I don’t know, is this still privilege? Knowing how to pass? Being a white girl who has managed to get a formal education thanks to financial aid? Having the luxury to read & think critically about consumption & class issues? Being permitted to work? — Because it does almost feel like a luxury, when so many, including my lover, are unemployed, I feel lucky to have paychecks coming in so that we can have food & shelter & electricity & watch movies on Netflix. But I’m angry for thinking that’s lucky because I think everyone deserves those basic necessities (okay maybe Netflix isn’t a necessity) without question, without expectation, without having to break their backs, regardless of what they can provide or produce for society.
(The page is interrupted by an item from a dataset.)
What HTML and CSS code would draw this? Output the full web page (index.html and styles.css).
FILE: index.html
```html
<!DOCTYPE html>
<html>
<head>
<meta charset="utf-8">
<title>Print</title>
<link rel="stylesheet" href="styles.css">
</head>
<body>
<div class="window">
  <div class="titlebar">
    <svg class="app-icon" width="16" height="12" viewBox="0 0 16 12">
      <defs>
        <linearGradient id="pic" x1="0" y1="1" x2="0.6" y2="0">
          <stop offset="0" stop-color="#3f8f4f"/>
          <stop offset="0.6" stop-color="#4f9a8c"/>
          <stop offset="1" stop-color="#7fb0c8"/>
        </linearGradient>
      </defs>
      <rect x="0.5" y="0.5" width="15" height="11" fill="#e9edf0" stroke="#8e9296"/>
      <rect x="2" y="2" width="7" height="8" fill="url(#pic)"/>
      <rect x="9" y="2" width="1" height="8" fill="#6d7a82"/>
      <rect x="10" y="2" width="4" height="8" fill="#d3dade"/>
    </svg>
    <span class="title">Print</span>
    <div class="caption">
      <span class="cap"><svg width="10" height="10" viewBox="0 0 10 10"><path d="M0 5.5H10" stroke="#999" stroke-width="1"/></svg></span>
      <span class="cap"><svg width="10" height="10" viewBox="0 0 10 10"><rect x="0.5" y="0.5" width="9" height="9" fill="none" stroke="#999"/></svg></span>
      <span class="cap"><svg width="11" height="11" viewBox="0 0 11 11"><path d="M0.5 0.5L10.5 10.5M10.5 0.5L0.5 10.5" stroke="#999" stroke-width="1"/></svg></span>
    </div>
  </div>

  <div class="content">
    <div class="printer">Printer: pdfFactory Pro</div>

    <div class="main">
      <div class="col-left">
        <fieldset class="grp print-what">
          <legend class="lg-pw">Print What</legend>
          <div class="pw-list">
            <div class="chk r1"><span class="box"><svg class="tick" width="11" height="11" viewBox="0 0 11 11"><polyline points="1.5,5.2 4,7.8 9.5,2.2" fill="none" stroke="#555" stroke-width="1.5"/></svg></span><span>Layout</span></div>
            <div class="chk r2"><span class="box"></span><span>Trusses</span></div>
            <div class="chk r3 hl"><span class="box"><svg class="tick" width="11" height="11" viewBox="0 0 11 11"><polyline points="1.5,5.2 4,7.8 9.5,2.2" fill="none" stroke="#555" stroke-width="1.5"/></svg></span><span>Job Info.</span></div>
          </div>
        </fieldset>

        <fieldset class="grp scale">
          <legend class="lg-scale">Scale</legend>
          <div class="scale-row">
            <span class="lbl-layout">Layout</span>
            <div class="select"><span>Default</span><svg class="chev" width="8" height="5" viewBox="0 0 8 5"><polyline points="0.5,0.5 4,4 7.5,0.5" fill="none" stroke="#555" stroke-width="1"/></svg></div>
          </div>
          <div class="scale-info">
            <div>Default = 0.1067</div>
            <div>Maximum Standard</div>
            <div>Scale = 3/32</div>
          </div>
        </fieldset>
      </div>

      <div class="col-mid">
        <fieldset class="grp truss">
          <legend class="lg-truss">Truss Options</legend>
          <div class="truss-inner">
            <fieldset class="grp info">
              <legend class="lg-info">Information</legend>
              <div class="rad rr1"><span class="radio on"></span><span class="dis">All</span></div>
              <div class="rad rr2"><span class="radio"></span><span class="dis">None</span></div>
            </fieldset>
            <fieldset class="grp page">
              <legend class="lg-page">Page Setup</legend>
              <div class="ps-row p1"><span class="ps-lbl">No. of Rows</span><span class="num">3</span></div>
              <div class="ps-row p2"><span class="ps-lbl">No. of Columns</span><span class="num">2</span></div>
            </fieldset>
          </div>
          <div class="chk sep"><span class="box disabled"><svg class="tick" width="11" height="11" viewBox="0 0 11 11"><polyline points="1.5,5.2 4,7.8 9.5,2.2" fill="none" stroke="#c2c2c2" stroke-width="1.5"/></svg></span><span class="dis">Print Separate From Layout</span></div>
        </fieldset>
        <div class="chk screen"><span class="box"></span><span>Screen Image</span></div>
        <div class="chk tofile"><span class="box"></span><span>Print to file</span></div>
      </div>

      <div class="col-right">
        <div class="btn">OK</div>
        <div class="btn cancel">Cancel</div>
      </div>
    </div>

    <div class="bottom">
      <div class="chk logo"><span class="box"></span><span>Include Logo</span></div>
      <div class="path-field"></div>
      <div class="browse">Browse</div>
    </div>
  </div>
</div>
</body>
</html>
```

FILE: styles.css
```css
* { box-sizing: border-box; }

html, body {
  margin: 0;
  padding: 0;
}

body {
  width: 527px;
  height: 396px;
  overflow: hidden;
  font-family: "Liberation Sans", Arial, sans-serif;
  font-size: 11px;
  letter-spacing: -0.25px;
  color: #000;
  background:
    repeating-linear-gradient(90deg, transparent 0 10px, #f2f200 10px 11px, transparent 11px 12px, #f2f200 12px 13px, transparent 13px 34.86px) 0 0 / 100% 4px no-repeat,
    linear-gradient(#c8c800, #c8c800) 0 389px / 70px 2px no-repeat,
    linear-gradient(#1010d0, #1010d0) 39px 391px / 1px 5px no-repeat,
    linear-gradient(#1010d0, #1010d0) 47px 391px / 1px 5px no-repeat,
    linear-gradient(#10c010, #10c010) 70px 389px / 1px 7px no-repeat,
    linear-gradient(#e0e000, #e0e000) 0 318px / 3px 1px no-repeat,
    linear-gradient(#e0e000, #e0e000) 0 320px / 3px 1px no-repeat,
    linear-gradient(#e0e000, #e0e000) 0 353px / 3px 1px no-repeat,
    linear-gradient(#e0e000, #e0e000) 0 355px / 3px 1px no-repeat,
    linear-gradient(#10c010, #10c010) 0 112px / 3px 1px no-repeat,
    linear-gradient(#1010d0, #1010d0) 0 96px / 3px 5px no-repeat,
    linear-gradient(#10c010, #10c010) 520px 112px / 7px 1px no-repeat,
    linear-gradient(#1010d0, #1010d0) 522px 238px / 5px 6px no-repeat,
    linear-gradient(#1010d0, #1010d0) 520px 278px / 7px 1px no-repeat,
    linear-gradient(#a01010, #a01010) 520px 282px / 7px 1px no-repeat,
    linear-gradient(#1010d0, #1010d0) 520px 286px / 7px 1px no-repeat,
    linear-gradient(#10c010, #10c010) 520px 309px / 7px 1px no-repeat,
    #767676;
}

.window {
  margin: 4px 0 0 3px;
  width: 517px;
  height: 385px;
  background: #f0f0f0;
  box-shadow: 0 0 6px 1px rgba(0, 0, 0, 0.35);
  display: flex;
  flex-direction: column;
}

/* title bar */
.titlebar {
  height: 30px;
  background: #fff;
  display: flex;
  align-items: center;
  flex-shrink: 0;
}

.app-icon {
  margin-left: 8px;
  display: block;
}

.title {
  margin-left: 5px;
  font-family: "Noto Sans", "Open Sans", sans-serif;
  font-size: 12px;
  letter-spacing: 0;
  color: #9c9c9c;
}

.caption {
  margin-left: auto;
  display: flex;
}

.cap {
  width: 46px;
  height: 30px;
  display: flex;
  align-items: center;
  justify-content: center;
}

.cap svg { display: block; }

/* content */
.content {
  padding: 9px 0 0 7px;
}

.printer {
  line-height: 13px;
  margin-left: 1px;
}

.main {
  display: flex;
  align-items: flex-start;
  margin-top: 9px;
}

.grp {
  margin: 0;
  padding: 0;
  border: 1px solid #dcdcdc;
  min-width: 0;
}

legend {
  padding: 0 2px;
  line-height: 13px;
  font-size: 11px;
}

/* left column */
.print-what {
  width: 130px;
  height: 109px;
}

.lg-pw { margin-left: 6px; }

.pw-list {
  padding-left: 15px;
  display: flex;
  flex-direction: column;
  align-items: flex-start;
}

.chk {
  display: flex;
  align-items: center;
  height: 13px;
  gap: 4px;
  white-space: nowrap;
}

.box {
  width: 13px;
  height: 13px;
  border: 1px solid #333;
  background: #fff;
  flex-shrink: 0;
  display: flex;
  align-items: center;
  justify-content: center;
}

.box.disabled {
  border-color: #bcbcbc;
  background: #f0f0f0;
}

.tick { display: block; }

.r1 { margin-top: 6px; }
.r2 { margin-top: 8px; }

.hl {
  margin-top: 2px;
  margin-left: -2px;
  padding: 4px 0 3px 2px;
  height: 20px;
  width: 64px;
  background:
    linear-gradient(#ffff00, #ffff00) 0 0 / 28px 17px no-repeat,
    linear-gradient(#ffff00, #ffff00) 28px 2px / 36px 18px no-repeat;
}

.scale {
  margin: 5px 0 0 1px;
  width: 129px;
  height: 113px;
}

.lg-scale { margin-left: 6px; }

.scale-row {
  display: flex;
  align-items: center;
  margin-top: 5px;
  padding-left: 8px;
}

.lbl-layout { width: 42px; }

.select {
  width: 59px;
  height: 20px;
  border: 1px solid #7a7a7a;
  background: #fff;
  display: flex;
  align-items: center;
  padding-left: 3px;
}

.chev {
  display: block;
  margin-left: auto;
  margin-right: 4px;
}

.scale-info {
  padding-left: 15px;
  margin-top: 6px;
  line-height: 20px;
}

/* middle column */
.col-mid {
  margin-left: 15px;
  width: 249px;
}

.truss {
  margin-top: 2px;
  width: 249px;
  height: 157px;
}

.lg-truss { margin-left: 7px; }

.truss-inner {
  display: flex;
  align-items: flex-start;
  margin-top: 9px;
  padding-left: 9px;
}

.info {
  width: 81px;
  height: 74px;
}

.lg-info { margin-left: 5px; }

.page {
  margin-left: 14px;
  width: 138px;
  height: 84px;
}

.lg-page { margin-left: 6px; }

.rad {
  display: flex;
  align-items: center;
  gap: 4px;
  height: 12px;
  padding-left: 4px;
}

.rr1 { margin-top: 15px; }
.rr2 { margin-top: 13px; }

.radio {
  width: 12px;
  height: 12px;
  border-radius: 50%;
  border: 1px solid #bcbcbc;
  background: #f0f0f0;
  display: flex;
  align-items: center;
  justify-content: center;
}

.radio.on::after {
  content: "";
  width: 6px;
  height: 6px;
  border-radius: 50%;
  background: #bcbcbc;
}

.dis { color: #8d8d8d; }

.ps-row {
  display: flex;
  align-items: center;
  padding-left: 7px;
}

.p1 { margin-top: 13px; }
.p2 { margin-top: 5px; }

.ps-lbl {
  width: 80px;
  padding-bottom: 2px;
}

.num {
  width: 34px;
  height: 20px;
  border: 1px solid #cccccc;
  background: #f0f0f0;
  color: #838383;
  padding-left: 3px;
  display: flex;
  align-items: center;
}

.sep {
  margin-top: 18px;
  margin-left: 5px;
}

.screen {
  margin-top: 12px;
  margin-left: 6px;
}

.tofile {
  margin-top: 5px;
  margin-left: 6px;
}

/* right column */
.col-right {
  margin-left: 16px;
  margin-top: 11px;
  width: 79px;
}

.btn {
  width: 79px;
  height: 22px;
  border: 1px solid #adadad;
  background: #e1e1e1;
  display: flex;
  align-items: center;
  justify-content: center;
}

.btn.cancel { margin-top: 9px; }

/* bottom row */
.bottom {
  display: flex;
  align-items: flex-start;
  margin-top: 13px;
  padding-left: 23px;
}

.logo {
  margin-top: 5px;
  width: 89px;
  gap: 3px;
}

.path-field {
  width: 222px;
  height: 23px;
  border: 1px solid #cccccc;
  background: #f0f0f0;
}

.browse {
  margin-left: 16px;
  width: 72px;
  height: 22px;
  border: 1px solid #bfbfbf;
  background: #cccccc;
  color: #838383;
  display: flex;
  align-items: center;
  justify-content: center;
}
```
Is it not enough to be alive?

I feel a sense of privilege because of the ways I’ve been able to navigate this shit, the way I’ve been able to “just play the game.” I wish I could offer more — more than just free coffee after closing time, more than just zines and cheaply-sold artwork, more than the dollars & cigarettes to the men & women with the cardboard signs downtown, more than a couch or floor to sleep on, more than a listening ear… or, on the other hand, maybe we are doing what we can when we can, and we get confused because some of those goods & services don’t come with dollar signs attached and we are unsure of how to calculate its true value.